Like Courts, its core operation had failed, but Unicomer could see the potential for Central Americans. Mario’s instinct was spot on and the operation continues to deliver healthy profits. Mario and his team demonstrated their ambitions for even more expansion in 2017 with a US$350 million 144A bond issue on the Singapore Stock Exchange.

It resulted in a much-coveted BB-rating from both Fitch and Standard & Poor’s, a rating Unicomer has managed to maintain despite the impact of COVID-19. But the growth of the business hasn’t meant compromising on the values that Mario learned as a boy working for the family firm.

Unicomer may now have a workforce exceeding 15,000, but it has retained its family business values. Through all the acquisitions and restructures, Mario has been fiercely protective of his staff members.


“Our main achievement over the last 20 years has been keeping 100% of the staff of the operations we purchased and honoring the previous owners’ commitments to their people, vendors and buyers,” he says. When the pandemic began its devastating spread through Central America and the West Indies last year, the financial toll on the company was the least of Mario’s concerns.

“When it was at its peak, we had a lot of people in Ecuador who’d lost parents to it calling us saying they didn’t have a clue how they were going to bury them so we coordinated with the Red Cross to take care of the remains,” Mario shares. “We also helped furnish a hospital in Guayaquil with electric beds.”

Unicomer pledged US$3 million for medical aid in the areas where it had workers and sent beds to Jamaica and other countries where there were shortages. In the midst of it all, there were two terrible hurricanes in Honduras and Nicaragua where other staff had to be taken care of.

“You can make money and talk about all the revenue in these 27 territories, but as CEO, the most satisfying thing is being able to help your staff and the community,” Mario says. “I find it very fulfilling.” But he was focusing on the welfare of his staff long before the coronavirus.

“From day one, we set apart a percentage of our profits for social programs; mainly education, sports and the environment. Our suppliers and vendors joined too,” he shares.

As CEO, the most satisfying thing is being able to help your staff and the community.

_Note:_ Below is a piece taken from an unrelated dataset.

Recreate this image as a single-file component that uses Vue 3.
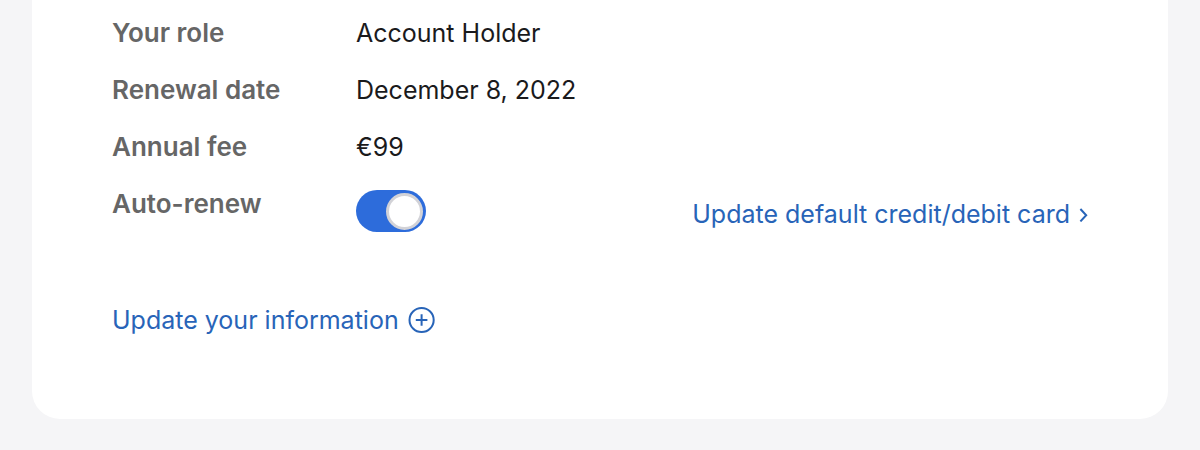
<script setup>
import { ref } from 'vue'

const details = [
  { label: 'Your role', value: 'Account Holder' },
  { label: 'Renewal date', value: 'December 8, 2022' },
  { label: 'Annual fee', value: '€99' },
]
const autoRenew = ref(true)
</script>

<template>
  <main class="page">
    <section class="card">
      <dl class="details">
        <div v-for="item in details" :key="item.label" class="row">
          <dt class="label">{{ item.label }}</dt>
          <dd class="value">{{ item.value }}</dd>
        </div>
      </dl>
      <div class="row renew">
        <label class="label" for="auto-renew">Auto-renew</label>
        <input id="auto-renew" v-model="autoRenew" class="switch" type="checkbox" role="switch" />
        <a class="link card-link" href="#">
          <span>Update default credit/debit card</span>
          <svg class="chevron" viewBox="0 0 9 16" aria-hidden="true"><path d="M1.4 3 L7.2 9.2 L1.4 15.4" /></svg>
        </a>
      </div>
      <a class="link info-link" href="#">
        <span>Update your information</span>
        <svg class="plus" viewBox="0 0 28 28" aria-hidden="true">
          <circle cx="13.6" cy="14" r="12.1" />
          <path d="M13.6 8.2v11.6M7.8 14h11.6" />
        </svg>
      </a>
    </section>
  </main>
</template>

<style>
body {
  background: #f5f5f7;
}
</style>

<style scoped>
.page {
  padding: 0 32px 31px;
  font-family: Inter, "Liberation Sans", sans-serif;
  font-size: 25px;
  line-height: 32px;
  color: #1a1a1c;
}
.card {
  padding: 17px 80px 83px;
  background: #fff;
  border-radius: 0 0 28px 28px;
}
.details {
  margin: 0;
}
.row {
  display: grid;
  grid-template-columns: 244px 1fr;
  margin-bottom: 25px;
}
.label {
  font-size: 26px;
  font-weight: 600;
  color: #666;
}
.value {
  margin: 0;
}
.renew {
  grid-template-columns: 244px 1fr auto;
  align-items: start;
  margin-bottom: 72px;
}
.switch {
  appearance: none;
  display: flex;
  align-items: center;
  justify-content: flex-end;
  width: 70px;
  height: 42px;
  margin: 2px 0 0;
  padding: 0;
  border-radius: 21px;
  background: #2d6cdb;
}
.switch::before {
  content: "";
  box-sizing: border-box;
  width: 37px;
  height: 37px;
  margin: 0 3px;
  border: 3px solid #d2d2d7;
  border-radius: 50%;
  background: #fff;
}
.switch:not(:checked) {
  justify-content: flex-start;
  background: #86868b;
}
.link {
  display: inline-flex;
  align-items: center;
  color: #2864b8;
  text-decoration: none;
}
.card-link {
  gap: 9px;
  margin-top: 10px;
}
.info-link {
  gap: 9px;
}
.chevron {
  width: 9px;
  height: 16px;
  fill: none;
  stroke: currentColor;
  stroke-width: 2;
}
.plus {
  width: 28px;
  height: 28px;
  fill: none;
  stroke: currentColor;
  stroke-width: 2;
}
</style>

“One of them is Giving Tuesday where we give some of our products to poor communities. Another happens every March when we organize a week of volunteer work, painting schools, hospitals and shelter homes for those in need.”

Two years ago, Mario engaged Ernst & Young to provide a confidential and independent service that any staff member can call if they have a complaint or suggestion because he recognized that demotivated workers would lead to reduced productivity. Why put in the effort if your company doesn’t value what you do or encourage openness and honesty?

“Hard work and honesty are two things I got from my grandfather, and they are what I value more than anything in business,” Mario explains.

“I tell my children every time, ‘The best inheritance I can give you is to learn from me that you should never be dishonest.’ It’s also how people succeed and climb the ladder here. Hard work, yes, but honest work.” It worked for Grandpa Don Jose J Siman, and it’s certainly working for Unicomer.